Today, the market is worth “closer to $200-300m”, and expectations are more realistic, says the CEO of stevia expert Sweet Green Fields.
But recent breakthroughs mean the true potential of the market “can finally be unlocked”, predicted Dean Francis, who was speaking to FoodNavigator-USA after merging with Sweet Green Fields' long-time supplier Zhejiang Green World through natural ingredients specialist EPC Natural Products.
The new (privately-held) company - Sweet Green Fields Co., Ltd. – is one of the largest, privately held, fully-integrated stevia ingredient companies in the world, claimed Francis: “It was definitely a case of the Wild Wild West in the early days. People were calling stevia the Holy Grail of all sweeteners, a lot of organizations jumped in, and there was an overabundance of stevia supply both in terms of leaf and capacity.

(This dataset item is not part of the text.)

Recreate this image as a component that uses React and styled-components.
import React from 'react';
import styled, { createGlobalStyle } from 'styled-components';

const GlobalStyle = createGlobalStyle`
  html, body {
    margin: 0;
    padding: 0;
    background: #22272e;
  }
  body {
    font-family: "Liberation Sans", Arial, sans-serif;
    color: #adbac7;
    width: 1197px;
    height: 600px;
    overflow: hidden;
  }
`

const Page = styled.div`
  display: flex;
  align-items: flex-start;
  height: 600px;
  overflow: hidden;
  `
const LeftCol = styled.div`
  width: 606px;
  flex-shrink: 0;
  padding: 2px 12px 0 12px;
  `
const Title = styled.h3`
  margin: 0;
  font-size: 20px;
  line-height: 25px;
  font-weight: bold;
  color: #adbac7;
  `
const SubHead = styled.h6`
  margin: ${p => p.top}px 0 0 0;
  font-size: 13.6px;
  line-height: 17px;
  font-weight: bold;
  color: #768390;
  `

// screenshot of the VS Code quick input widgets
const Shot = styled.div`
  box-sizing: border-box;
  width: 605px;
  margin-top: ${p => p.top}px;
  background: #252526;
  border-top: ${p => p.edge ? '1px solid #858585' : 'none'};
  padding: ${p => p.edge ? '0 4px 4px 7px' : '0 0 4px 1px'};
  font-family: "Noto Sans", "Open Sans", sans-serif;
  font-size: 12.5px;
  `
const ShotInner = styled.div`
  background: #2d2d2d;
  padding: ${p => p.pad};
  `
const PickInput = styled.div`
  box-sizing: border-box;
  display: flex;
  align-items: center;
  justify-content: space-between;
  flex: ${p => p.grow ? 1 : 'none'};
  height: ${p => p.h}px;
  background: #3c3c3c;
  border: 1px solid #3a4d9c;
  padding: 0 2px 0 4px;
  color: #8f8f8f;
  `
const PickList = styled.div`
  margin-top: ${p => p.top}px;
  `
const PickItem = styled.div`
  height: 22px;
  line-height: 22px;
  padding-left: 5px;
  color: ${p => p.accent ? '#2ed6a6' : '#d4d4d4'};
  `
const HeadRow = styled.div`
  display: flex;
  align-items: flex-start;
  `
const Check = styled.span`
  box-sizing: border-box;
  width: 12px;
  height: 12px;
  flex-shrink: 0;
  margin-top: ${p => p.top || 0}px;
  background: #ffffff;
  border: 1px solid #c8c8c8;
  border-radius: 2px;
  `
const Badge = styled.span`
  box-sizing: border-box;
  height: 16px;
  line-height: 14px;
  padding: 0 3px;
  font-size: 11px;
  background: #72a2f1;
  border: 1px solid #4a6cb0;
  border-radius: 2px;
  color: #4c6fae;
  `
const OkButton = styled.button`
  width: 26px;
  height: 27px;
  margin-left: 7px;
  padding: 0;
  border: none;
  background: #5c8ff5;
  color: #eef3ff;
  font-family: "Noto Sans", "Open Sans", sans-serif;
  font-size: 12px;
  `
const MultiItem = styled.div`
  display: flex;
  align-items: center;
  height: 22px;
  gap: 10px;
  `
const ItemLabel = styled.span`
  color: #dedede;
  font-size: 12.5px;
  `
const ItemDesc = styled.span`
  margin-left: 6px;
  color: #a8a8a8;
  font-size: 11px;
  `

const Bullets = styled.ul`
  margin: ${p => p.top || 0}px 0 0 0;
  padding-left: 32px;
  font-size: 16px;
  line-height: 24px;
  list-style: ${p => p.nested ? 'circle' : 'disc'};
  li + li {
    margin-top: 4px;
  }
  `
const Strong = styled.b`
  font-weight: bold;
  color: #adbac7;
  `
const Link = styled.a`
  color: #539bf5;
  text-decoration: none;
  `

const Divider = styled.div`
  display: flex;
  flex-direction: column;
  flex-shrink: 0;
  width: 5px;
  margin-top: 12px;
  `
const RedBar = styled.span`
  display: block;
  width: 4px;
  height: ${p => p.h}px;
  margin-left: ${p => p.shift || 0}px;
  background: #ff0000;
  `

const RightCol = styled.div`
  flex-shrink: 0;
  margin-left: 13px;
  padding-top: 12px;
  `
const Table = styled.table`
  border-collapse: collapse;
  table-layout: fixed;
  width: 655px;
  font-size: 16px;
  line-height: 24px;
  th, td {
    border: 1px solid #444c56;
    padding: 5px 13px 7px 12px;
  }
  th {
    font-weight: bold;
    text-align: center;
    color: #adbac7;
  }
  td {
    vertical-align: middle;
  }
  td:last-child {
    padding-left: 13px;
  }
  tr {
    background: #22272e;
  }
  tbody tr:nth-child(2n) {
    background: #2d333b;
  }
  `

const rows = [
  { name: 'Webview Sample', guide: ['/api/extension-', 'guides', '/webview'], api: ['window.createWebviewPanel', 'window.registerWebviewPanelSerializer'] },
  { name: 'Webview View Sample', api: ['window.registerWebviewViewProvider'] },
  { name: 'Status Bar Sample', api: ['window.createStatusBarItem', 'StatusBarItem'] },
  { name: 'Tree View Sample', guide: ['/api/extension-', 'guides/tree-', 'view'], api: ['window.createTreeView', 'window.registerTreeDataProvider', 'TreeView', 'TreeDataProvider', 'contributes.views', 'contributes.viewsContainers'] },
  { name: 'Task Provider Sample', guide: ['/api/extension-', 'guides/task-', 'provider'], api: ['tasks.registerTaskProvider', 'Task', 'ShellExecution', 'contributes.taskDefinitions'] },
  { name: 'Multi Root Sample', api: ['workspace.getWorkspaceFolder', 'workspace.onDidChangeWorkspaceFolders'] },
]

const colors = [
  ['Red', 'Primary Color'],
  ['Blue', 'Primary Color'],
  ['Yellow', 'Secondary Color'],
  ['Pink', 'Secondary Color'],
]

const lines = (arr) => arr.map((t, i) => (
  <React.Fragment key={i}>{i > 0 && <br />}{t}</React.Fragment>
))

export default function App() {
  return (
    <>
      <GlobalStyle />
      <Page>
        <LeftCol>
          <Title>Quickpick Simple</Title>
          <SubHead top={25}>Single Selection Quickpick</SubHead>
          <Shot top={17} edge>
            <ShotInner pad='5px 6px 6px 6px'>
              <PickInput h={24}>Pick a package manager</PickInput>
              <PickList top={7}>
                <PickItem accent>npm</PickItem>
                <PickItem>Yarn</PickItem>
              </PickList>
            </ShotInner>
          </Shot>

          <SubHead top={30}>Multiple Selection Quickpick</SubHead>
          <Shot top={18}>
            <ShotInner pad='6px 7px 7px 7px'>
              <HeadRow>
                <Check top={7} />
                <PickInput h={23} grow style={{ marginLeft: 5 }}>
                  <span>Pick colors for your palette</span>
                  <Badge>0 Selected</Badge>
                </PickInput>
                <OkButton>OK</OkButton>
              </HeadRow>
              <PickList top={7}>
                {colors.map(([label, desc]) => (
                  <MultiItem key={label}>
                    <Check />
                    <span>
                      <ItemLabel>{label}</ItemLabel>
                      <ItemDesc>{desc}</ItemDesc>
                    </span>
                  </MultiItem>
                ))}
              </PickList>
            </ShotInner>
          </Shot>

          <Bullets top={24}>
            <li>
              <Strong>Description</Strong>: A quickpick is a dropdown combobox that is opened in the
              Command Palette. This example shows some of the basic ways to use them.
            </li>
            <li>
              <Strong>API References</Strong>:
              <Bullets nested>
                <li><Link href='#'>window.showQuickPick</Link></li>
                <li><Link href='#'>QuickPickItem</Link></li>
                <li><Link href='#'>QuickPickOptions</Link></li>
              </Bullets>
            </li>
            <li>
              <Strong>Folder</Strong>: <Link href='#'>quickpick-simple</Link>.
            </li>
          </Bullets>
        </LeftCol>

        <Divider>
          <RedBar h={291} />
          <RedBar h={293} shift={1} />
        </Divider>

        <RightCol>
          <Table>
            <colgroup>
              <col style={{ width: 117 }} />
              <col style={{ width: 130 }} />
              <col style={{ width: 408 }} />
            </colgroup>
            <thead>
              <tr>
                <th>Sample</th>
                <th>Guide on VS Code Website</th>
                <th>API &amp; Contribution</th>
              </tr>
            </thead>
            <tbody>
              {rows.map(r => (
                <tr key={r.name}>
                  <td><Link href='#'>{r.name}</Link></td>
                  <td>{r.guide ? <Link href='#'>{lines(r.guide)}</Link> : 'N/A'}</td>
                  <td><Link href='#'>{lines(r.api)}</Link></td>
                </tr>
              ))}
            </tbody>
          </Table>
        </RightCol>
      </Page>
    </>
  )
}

“But over the past seven years there has been a huge fallout and consolidation to the point that there is now a handful of key suppliers and we are one of them. We are definitely in the top five and probably closer to the third position volume-wise. We’re selling into Latin America, Europe and North America and our partners have also been focused on the Asian markets, so we have global reach.”

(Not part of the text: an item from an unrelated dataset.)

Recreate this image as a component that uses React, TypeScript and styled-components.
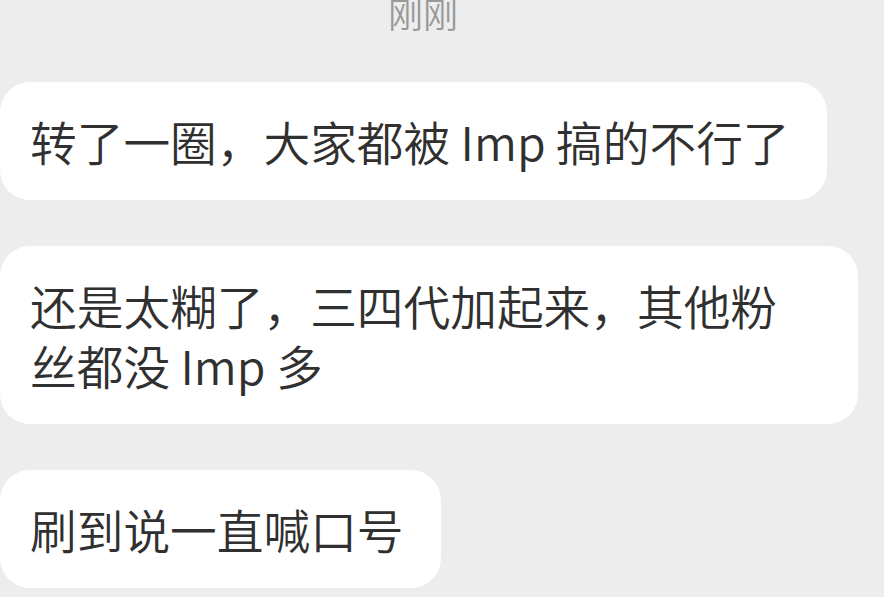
import styled, { createGlobalStyle } from 'styled-components';

const GlobalStyle = createGlobalStyle`
  html, body {
    margin: 0;
    padding: 0;
    background: #ededed;
    overflow: hidden;
  }
  body {
    font-family: "Noto Sans CJK SC", "Noto Sans", sans-serif;
  }
`;

const ChatList = styled.div`
  width: 884px;
  height: 597px;
  display: flex;
  flex-direction: column;
  align-items: flex-start;
  gap: 46px;
  background: #ededed;
  overflow: hidden;
`;

const TimeStamp = styled.div`
  align-self: stretch;
  margin-top: -9px;
  padding-right: 38px;
  height: 45px;
  text-align: center;
  font-size: 35px;
  line-height: 44px;
  font-weight: 350;
  color: #999999;
`;

const Bubble = styled.div`
  box-sizing: border-box;
  max-width: 858px;
  padding: 29px 37px 29px 30px;
  background: #ffffff;
  border-radius: 30px;
  color: #303030;
  font-size: 46.7px;
  line-height: 60px;
  font-weight: 350;
  word-break: break-all;
`;

const messages = [
  '转了一圈，大家都被 Imp 搞的不行了',
  '还是太糊了，三四代加起来，其他粉丝都没 Imp 多',
  '刷到说一直喊口号',
];

export default function App() {
  return (
    <>
      <GlobalStyle />
      <ChatList>
        <TimeStamp>刚刚</TimeStamp>
        {messages.map(text => (
          <Bubble key={text}>{text}</Bubble>
        ))}
      </ChatList>
    </>
  );
}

“We are also moving forward [in terms of growing stevia plants] in areas such as Vietnam, Kenya, Europe, and Brazil, not just China and the US.”
‘There was some very mediocre-tasting stevia out there’

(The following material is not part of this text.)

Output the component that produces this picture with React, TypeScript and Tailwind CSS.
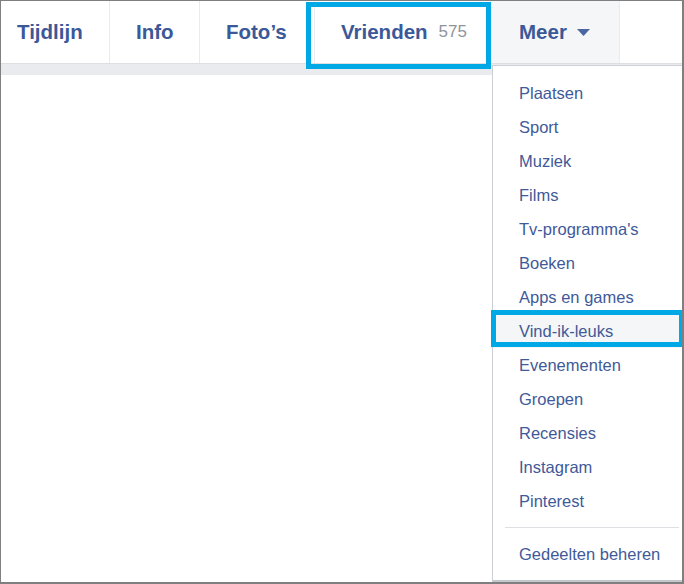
const MENU = [
  "Plaatsen",
  "Sport",
  "Muziek",
  "Films",
  "Tv-programma's",
  "Boeken",
  "Apps en games",
  "Vind-ik-leuks",
  "Evenementen",
  "Groepen",
  "Recensies",
  "Instagram",
  "Pinterest",
];

export default function App() {
  return (
    <div className="relative w-[684px] h-[584px] overflow-hidden bg-white border-t border-l border-r-2 border-b-2 border-[#7f7f7f] font-['Liberation_Sans',Arial,sans-serif]">
      {/* Tab bar */}
      <div className="flex h-[63px] border-b border-[#dddfe2] text-[20.5px] font-bold text-[#3b5998]">
        <div className="flex w-[109px] items-center border-r border-[#e9ebee] pl-[16px]">Tijdlijn</div>
        <div className="flex w-[90px] items-center border-r border-[#e9ebee] pl-[26px]">Info</div>
        <div className="flex w-[115px] items-center border-r border-[#e9ebee] pl-[26px]">Foto’s</div>
        <div className="flex w-[176px] items-center gap-[11px] border-r border-[#e9ebee] pl-[26px]">
          Vrienden
          <span className="text-[17px] font-normal text-[#90949c]">575</span>
        </div>
        <div className="flex w-[129px] items-center gap-[10px] border-r border-[#e9ebee] bg-[#f5f6f7] pl-[28px]">
          Meer
          <svg width="13" height="7" viewBox="0 0 13 7" className="mt-[1px]">
            <path d="M0 0h13L6.5 7z" fill="#4b67a1" />
          </svg>
        </div>
      </div>
      <div className="h-[11px] bg-[#e9ebee]" />

      {/* Dropdown */}
      <div className="absolute left-[491px] top-[64px] w-[200px] border border-[#ccd0d5] border-b-2 border-b-[#c4c7cc] bg-white pt-[10px] pb-[9px]">
        {MENU.map((m) => (
          <div
            key={m}
            className={`flex h-[34px] items-center pl-[26px] text-[16.5px] text-[#3f5a98] ${
              m === "Vind-ik-leuks" ? "bg-[#f5f6f7]" : ""
            }`}
          >
            {m}
          </div>
        ))}
        <div className="mx-[12px] my-[9px] border-t border-[#dddfe2]" />
        <div className="flex h-[34px] items-center pl-[26px] text-[16.5px] text-[#3f5a98]">
          Gedeelten beheren
        </div>
      </div>

      {/* Highlight annotations */}
      <div className="absolute left-[305px] top-[1px] w-[185px] h-[67px] border-[5px] border-[#00a8e6]" />
      <div className="absolute left-[490px] top-[309px] w-[193px] h-[37px] border-[5px] border-[#00a8e6]" />
    </div>
  );
}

So where does the stevia industry stand today?
He added: “The fundamental challenge of stevia, which was underestimated, has always been taste.
“That’s why the industry is now a $200-300m dollar business when many people thought that by now it would be well over a billion. A lot of manufacturers tried stevia in the past, and were not happy, because there was some very mediocre-tasting stevia out there.
“But my message is that it’s time to try it again as there is a whole new generation of stevia products there that are significantly better than what was on offer even two years ago.
"I think stevia will take off more in the next five years than it has in the previous seven.”
"The fundamental challenge of stevia, which was underestimated, has always been taste... That’s why the industry is now a $200-300m dollar business when many people through that by now it would be well over a billion." Dean Francis, CEO, Sweet Green Fields Co Ltd
He explained: “In our case, some of it [the progress] has come from playing with different trace glycosides [Reb D, Reb M etc] and some from a particular modification pathway. There are enzymatic products out there on the market from us and our competitors that are FEMA GRAS flavors and they are definitely a great part of the toolbox now as well.”
There is also an acceptance that aside from monk fruit, there are not actually many options in the natural sweeteners space aside from stevia that are commercially viable right now, and those in it for the long haul are 100% committed to ensuring that stevia finally delivers on its early promise, he added: “The reality is that there are not that many cost-effective alternatives.”
Fermentation-derived steviol glycosides: ‘To call it stevia is a stretch there is no leaf involved whatsoever’
So what does he make of the new fermentation-derived steviol glycosides - spearheaded Cargill and Evolva - which are made via a genetically engineered baker’s yeast that converts sugars into the better-tasting steviol glycosides Reb D +M via a fermentation process?
The technology is exciting he said, acknowledging that it could be a game-changer when it comes to the economics of producing commercial quantities of some of the minor glycosides in the stevia leaf.
However, the #1 reason that food and beverage manufacturers started experimenting with stevia in the first place was precisely due to its ‘natural’ credentials (it’s from a leaf), he observed, "so there is therefore a lot of discussion" within as well as beyond the industry over how best to define this next generation of products from a labeling and marketing perspective, he said.
“I am not against genetic engineering technologies at all, but to call it [fermentation-derived steviol glycosides] ‘stevia’ is a stretch when there is no leaf involved with it whatsoever, and genetic modification is involved. It’s just an issue of transparency [something Cargill itself recognizes, as it also has a stevia leaf business to protect].”
In future, he said, consumers may have to look out for ‘stevia leaf extract’ on the label in order to be sure the sweetener is from the stevia leaf rather than the fermentation of sugars.
Sweet Green Fields has patented a 'fast precipitation' process for extracting the steviol glycoside Reb-A. The process, which SGF claims is up to 50% faster than standard techniques, delivers very high purity levels using water and ethanol (rather than methanol or wood alcohol). SGF’s germplasm inventory also includes a variety of plants yielding high total glycoside levels, including Reb A (Rebaudioside A) plants with 80-90% Reb A content, 20% higher than the industry standard, claims the firm.